I gotta have fai-aith.
Why does every thought of mine force a correlating song into my head? I have no idea.
Xavi had diarrhea all day on Sunday. We thought it was just a fluke in the morning, but by the third bout in the early afternoon we realized we needed to go straight home and get him water, rest and a little soak in a room temp tub. Poor kid was such a trooper, though. We all spent the day at the New York Hall of Science and it wasn’t until that third round that he started really crying and freaking out when I changed his diaper.
It took the three of us sitting in the bathroom with him at home to convince him to sit his bottom down in the bathtub, red-faced from crying and shallow, scared little breaths looking at us with pleading, unsure eyes. Then you could see relief wash over his face and he understood that this was much more soothing than any wiping that had gone on today.
We put them to bed early, exhausted from our big day, and within 15 minutes we heard Xavi crying out for us and saying, ‘Kaka’ over and over. As a team, his daddy and I cleaned him off as gently as possible, as he cried the ‘hurt cry’ that any parent knows drives a dagger right through your heart. I told him we were all done and that it would feel better now and he started whimpering, ‘Okay, mommy…okay, mommy, okay’ over and over again in a way that made it clear that even though he was still hurting in that instant he believed me fully.
This little being has complete faith in my husband and I (and his big brother, too, to be honest) and in that moment it just about broke me. We try our best to do the right thing for our kids, the best thing for our kids, every moment of every day. But sometimes we fail them; We aren’t perfect. And the fact that Xavi still has unwavering faith that we love him, want good things for him and that he can trust us unequivocally…well, it’s actually pretty overwhelming when you think about it. Or when it punches you in the gut when the tone of your baby’s voice somehow makes it all crystal clear.
A big part of why it’s so hard to break a child’s love for and faith in their parents has to do with the fact that they can’t take care of themselves and rely on the parent to take care of them. Evolution hasn’t broken the innate sense to cling to this adult who is supposed to take care of you and keep you alive at all costs, even if they mess up a lot. It makes sense.
But I have noticed, as I have gotten older, that I recognize faith in many other relationships as well. And I think it’s really kind of wonderful. Not to get too mushy or anything. (too late)
Growing up, I teetered between realistic and cynical on most topics. But more and more I find myself giving people the benefit of the doubt. And enjoying it when someone does the same for me. Believing in people, believing in good, trusting.

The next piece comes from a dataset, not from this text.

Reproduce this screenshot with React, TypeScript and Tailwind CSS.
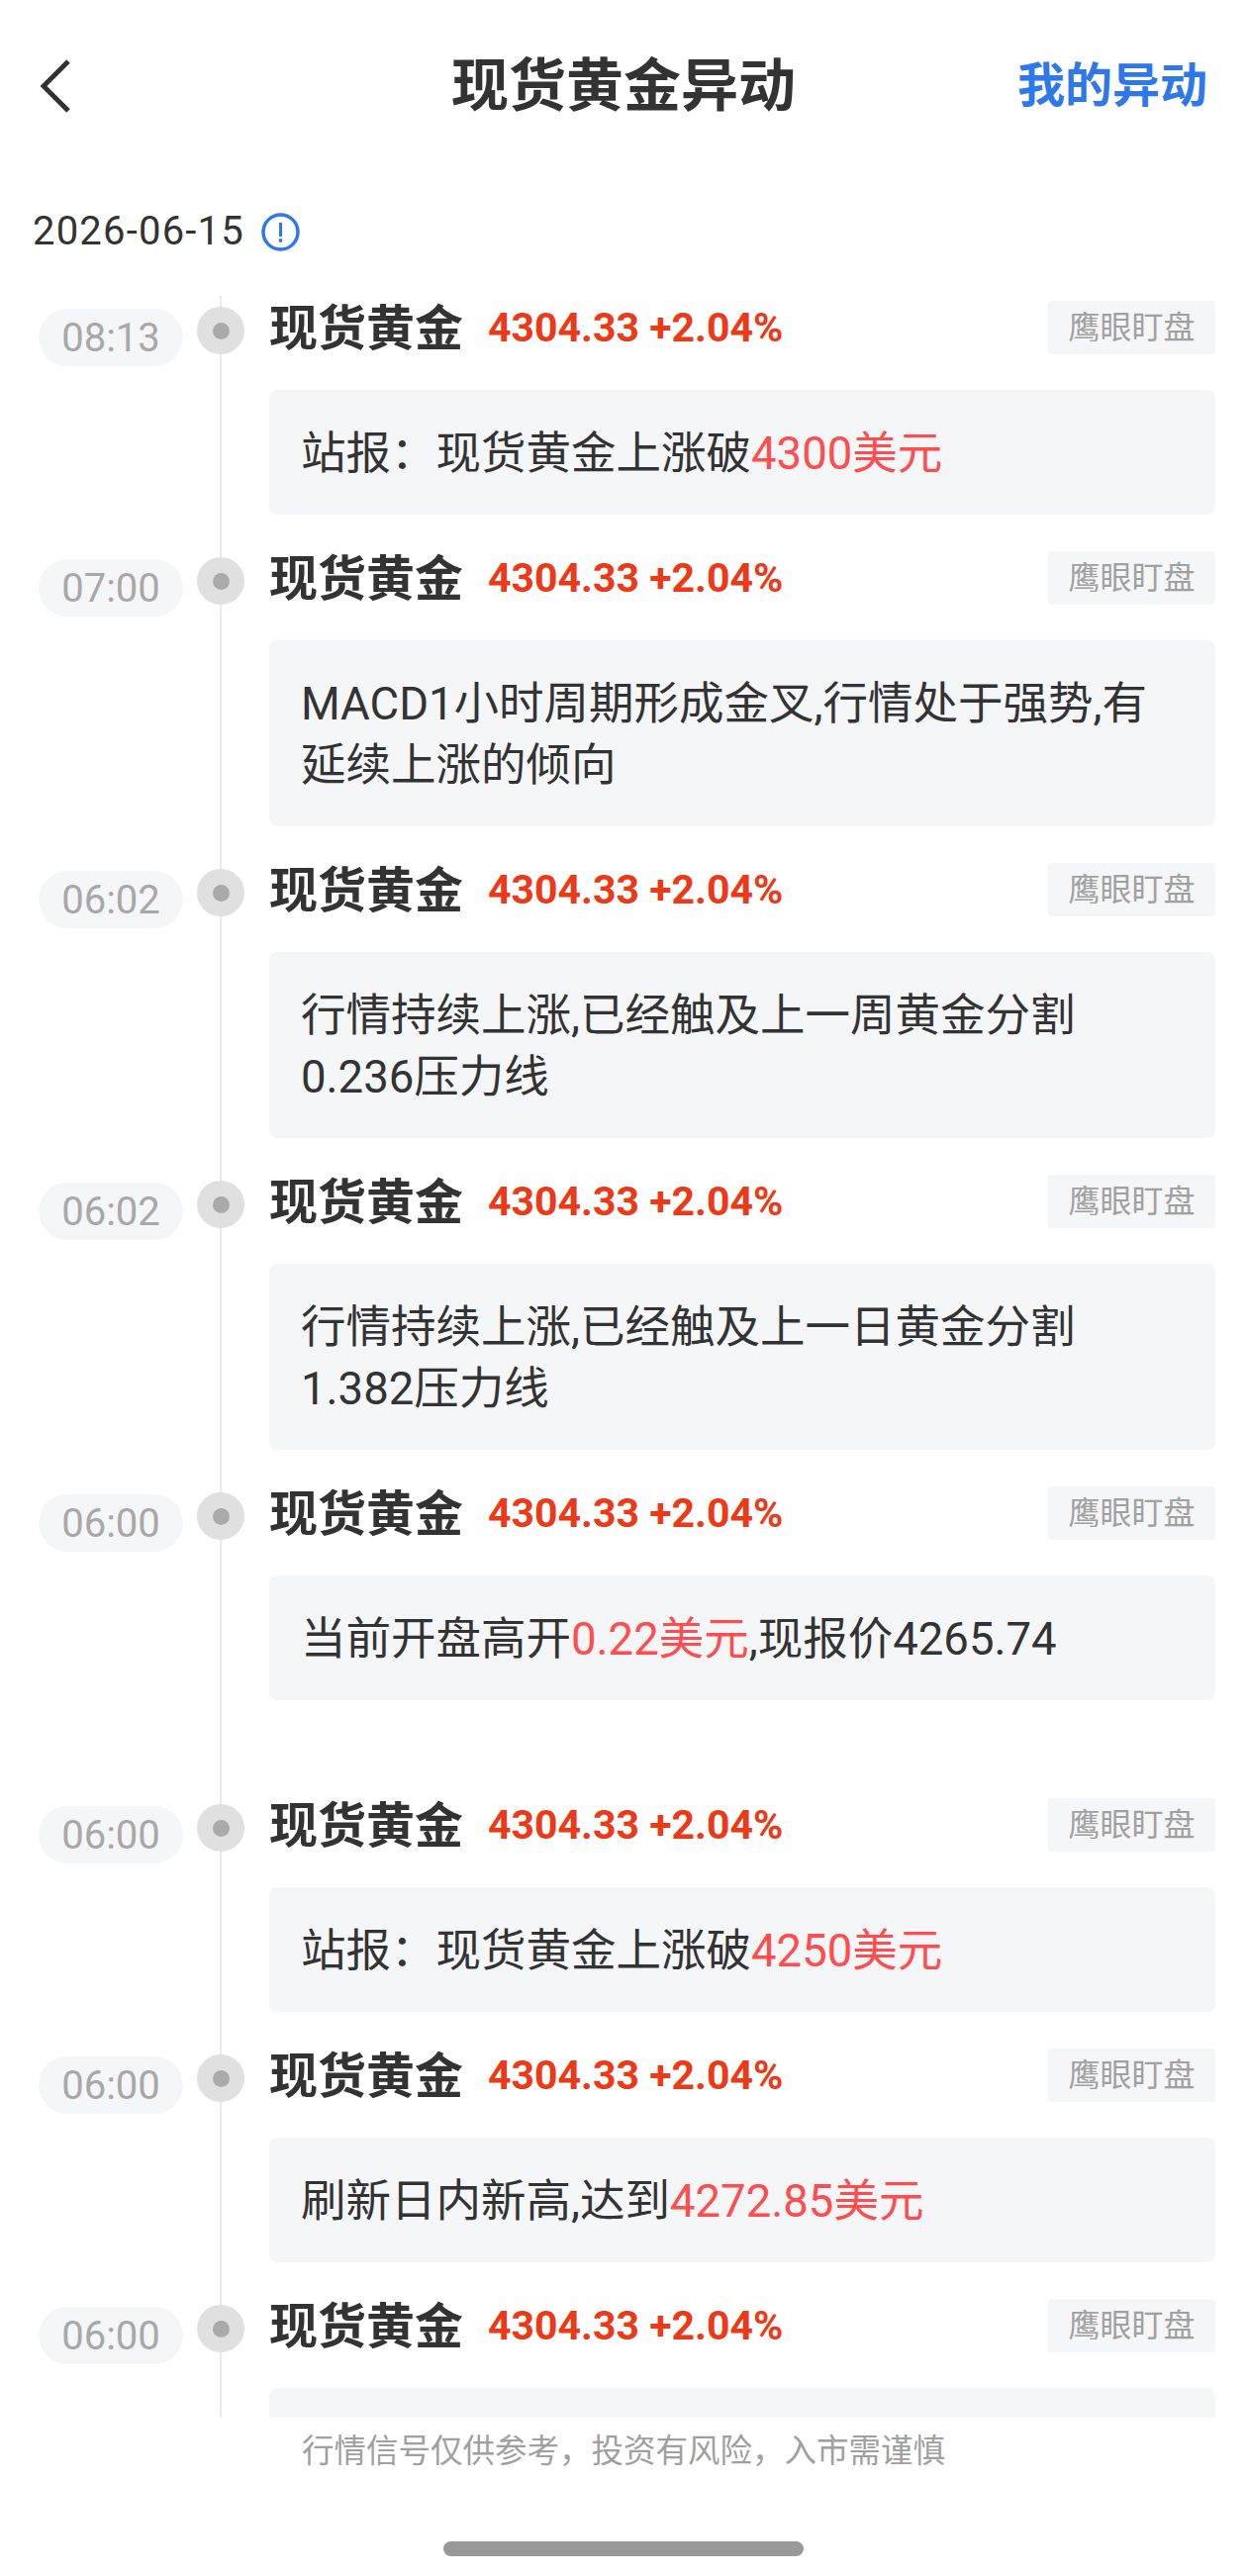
const rows = [
  { time: "08:13", parts: [["站报：现货黄金上涨破"], ["4300美元", "red"]] },
  { time: "07:00", parts: [["MACD1小时周期形成金叉,行情处于强势,有延续上涨的倾向"]] },
  { time: "06:02", parts: [["行情持续上涨,已经触及上一周黄金分割0.236压力线"]] },
  { time: "06:02", parts: [["行情持续上涨,已经触及上一日黄金分割1.382压力线"]] },
  { time: "06:00", parts: [["当前开盘高开"], ["0.22美元", "red"], [",现报价4265.74"]], tall: true },
  { time: "06:00", parts: [["站报：现货黄金上涨破"], ["4250美元", "red"]] },
  { time: "06:00", parts: [["刷新日内新高,达到"], ["4272.85美元", "red"]] },
  // last card is cut off by the list before its text starts
  { time: "06:00", parts: [["\u00a0"]] },
];

export default function App() {
  return (
    <div className="w-[1260px] h-[2603px] bg-white text-[#333] font-[Roboto,'Noto_Sans_CJK_SC',sans-serif] flex flex-col overflow-hidden">
      {/* header */}
      <div className="h-[168px] shrink-0 pt-[6px] grid grid-cols-[1fr_auto_1fr] items-center">
        <div className="pl-[41px]">
          <svg width="30" height="54" viewBox="0 0 30 54" fill="none" className="block">
            <path d="M28 2 L3 27 L28 52" stroke="#333" strokeWidth="5" />
          </svg>
        </div>
        <div className="text-[58px] font-bold leading-none">现货黄金异动</div>
        <div className="pr-[40px] text-right text-[48px] font-bold leading-none text-[#2f78e8]">我的异动</div>
      </div>

      {/* date */}
      <div className="mt-[36px] h-[60px] shrink-0 pl-[33px] flex items-center gap-[17px]">
        <span className="text-[40px] leading-none tracking-[1.2px]">2026-06-15</span>
        <svg width="39" height="39" viewBox="0 0 39 39" fill="none">
          <circle cx="19.5" cy="19.5" r="17.5" stroke="#2f78e8" strokeWidth="3.5" />
          <path d="M19.5 10 V24" stroke="#2f78e8" strokeWidth="3" />
          <circle cx="19.5" cy="28" r="1.9" fill="#2f78e8" />
        </svg>
      </div>

      {/* timeline */}
      <div className="relative mt-[35px] h-[2144px] shrink-0 overflow-hidden pt-[5px]">
        <div className="absolute left-[222px] top-0 bottom-0 w-[2px] bg-[#ebebeb]" />
        {rows.map((row, i) => (
          <div key={i} className={row.tall ? "relative flex items-start pl-[39px] mb-[99px]" : "relative flex items-start pl-[39px] mb-[37px]"}>
            <div className="mt-[8px] w-[146px] h-[58px] pt-[2px] rounded-[29px] bg-[#f5f6f8] flex items-center justify-center text-[40px] leading-none text-[#a8a8a8]">
              {row.time}
            </div>
            <div className="mt-[6px] ml-[14px] w-[48px] h-[48px] rounded-full bg-[#e0e0e0] flex items-center justify-center">
              <div className="w-[17px] h-[17px] rounded-full bg-[#aaaaaa]" />
            </div>
            <div className="ml-[25px] w-[956px]">
              <div className="h-[54px] flex items-center">
                <span className="pt-[2px] text-[49px] font-bold leading-none">现货黄金</span>
                <span className="ml-[25px] text-[41px] font-bold leading-none text-[#eb3a17]">4304.33 +2.04%</span>
                <span className="ml-auto h-[54px] w-[169px] rounded-[4px] bg-[#f5f6f8] flex items-center justify-center text-[32px] leading-none text-[#a0a0a0]">
                  鹰眼盯盘
                </span>
              </div>
              <div className="mt-[36px] rounded-[8px] bg-[#f5f6f8] pl-[32px] pr-[40px] pt-[34px] pb-[30px] text-[45.5px] leading-[62px]">
                {row.parts.map((p, j) => (
                  <span key={j} className={p[1] ? "text-[#ff4d4f]" : ""}>{p[0]}</span>
                ))}
              </div>
            </div>
          </div>
        ))}
      </div>

      {/* footer note */}
      <div className="h-[68px] shrink-0 pl-[305px] flex items-center text-[32.5px] leading-none text-[#a0a0a0]">
        行情信号仅供参考，投资有风险，入市需谨慎
      </div>

      {/* home indicator */}
      <div className="mt-[57px] mx-auto w-[364px] h-[15px] rounded-full bg-[#999]" />
    </div>
  );
}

My husband has been supportive of this blog from day one. We could use more of a second income, while raising two kids in New York, and this blog offers none. But he encourages me to keep writing anyway. What’s more, he actually thinks I should take it a step farther and write a book. Imagine that. He simply believes in my writing. Believes in me. And has faith that if I keep it up – and believe in myself as much as he does – I could be a huge success someday. He is not my child, he does not have to have faith in me…and yet, he does. It’s amazing how much strength and peace that can give you.
Faith is contagious in a lot of ways. The more I see my family have faith in me, the more I know I feel in them, the more it starts to spread even farther out.
Last week on the subway a man told our subway car that he was a Marine Vet who was homeless and hungry. When he passed by with his cup I dropped in a dollar. A minute later a man two seats away leaned over to me and told me a story about a time he had given five dollars to a homeless woman who said she was 8 months pregnant, but had then seen her several months later with a stomach just as large and the same story. He told me most people asking for money use it on drugs or alcohol. How could I know that this man would really go buy himself some food?
I told him I knew how he felt. I have actually also given someone five dollars because they asked for money to buy a slice of pizza for himself and his wife, both homeless. I then watched him walk right by two pizza parlors on that block and off into the night around the corner. Since that time I always listen carefully as someone speaks. If they sound high or are slurring words, I don’t give. I don’t want to knowingly support someone’s demise from drugs or alcohol.
But honestly, otherwise I choose to believe them. I can’t know everyone’s circumstances, but I do know that if they are asking for help, who am I to not at least try and help in some way. More importantly, who am I to not believe what they are saying, one human being to another. Maybe that sounds silly or too existential, but it’s not on me if they are lying. It is on me if someone has the courage to ask for help and I choose not to believe them and help them in some tiny way. That’s how I see it at this point in my life, anyway.
The feeling of your baby looking at you with trust and love, even as he is in pain, is very powerful. But it also makes you feel powerless. I guess most of all it makes you feel extremely, extremely human. Which kind of makes you realize we are ultimately in this together. All of us.